The members of Mad Juana change hats so often – from old-world tarantella to international reggae to downtown art punk to the Eastern European cock-rock of Gogol Bordello– one finds it difficult to envision a place and time where they don’t fit. The band, led by NY Dolls bassist Sami Yaffa on acoustic guitar, counts instruments varied as tenor saxophone, accordion, violin, trumpet and congas in its 8 member lineup. Front-woman Karmen Guy’s always-on-edge voice evokes the gruff caterwaul of The Slit’s Ari Up with such sharp teeth it’s questionable whether she made a deal with the devil for it. Spiritually, the originator of the band’s name, which as you can see below comes from Patti Smith’s 1978 book “Babel,” ties its disparate threads together with an overarching theory of swagger, theatrics and rebelliousness. Mad Juana is a band created for a block party if I ever heard one.

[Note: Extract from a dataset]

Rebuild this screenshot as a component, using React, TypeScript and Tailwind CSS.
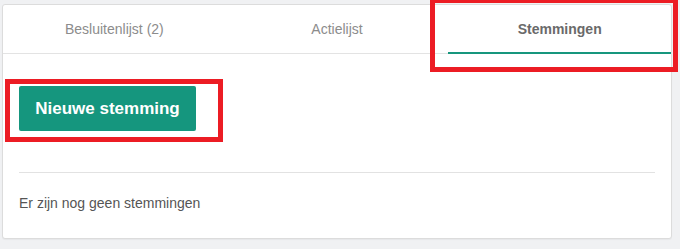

First of all, what’s up with the name?
It’s from a Patti Smith poem.

New York has always been a melting pot of cultures. Which foreign cultures do you find most interesting personally?
Mexico.

How about musically?

Eastern Europe and Brazil.

You use such a large range of instruments live. Do you have any interesting stories about dragging all your gear, or even your members themselves, to gigs?

Not that you can print. It's "from" the gigs where it gets interesting. The last show we played we somehow managed to get locked in from the inside, so we continued playing until the daylight until the porter showed up.

Which NYC neighborhood feels most like home for your music?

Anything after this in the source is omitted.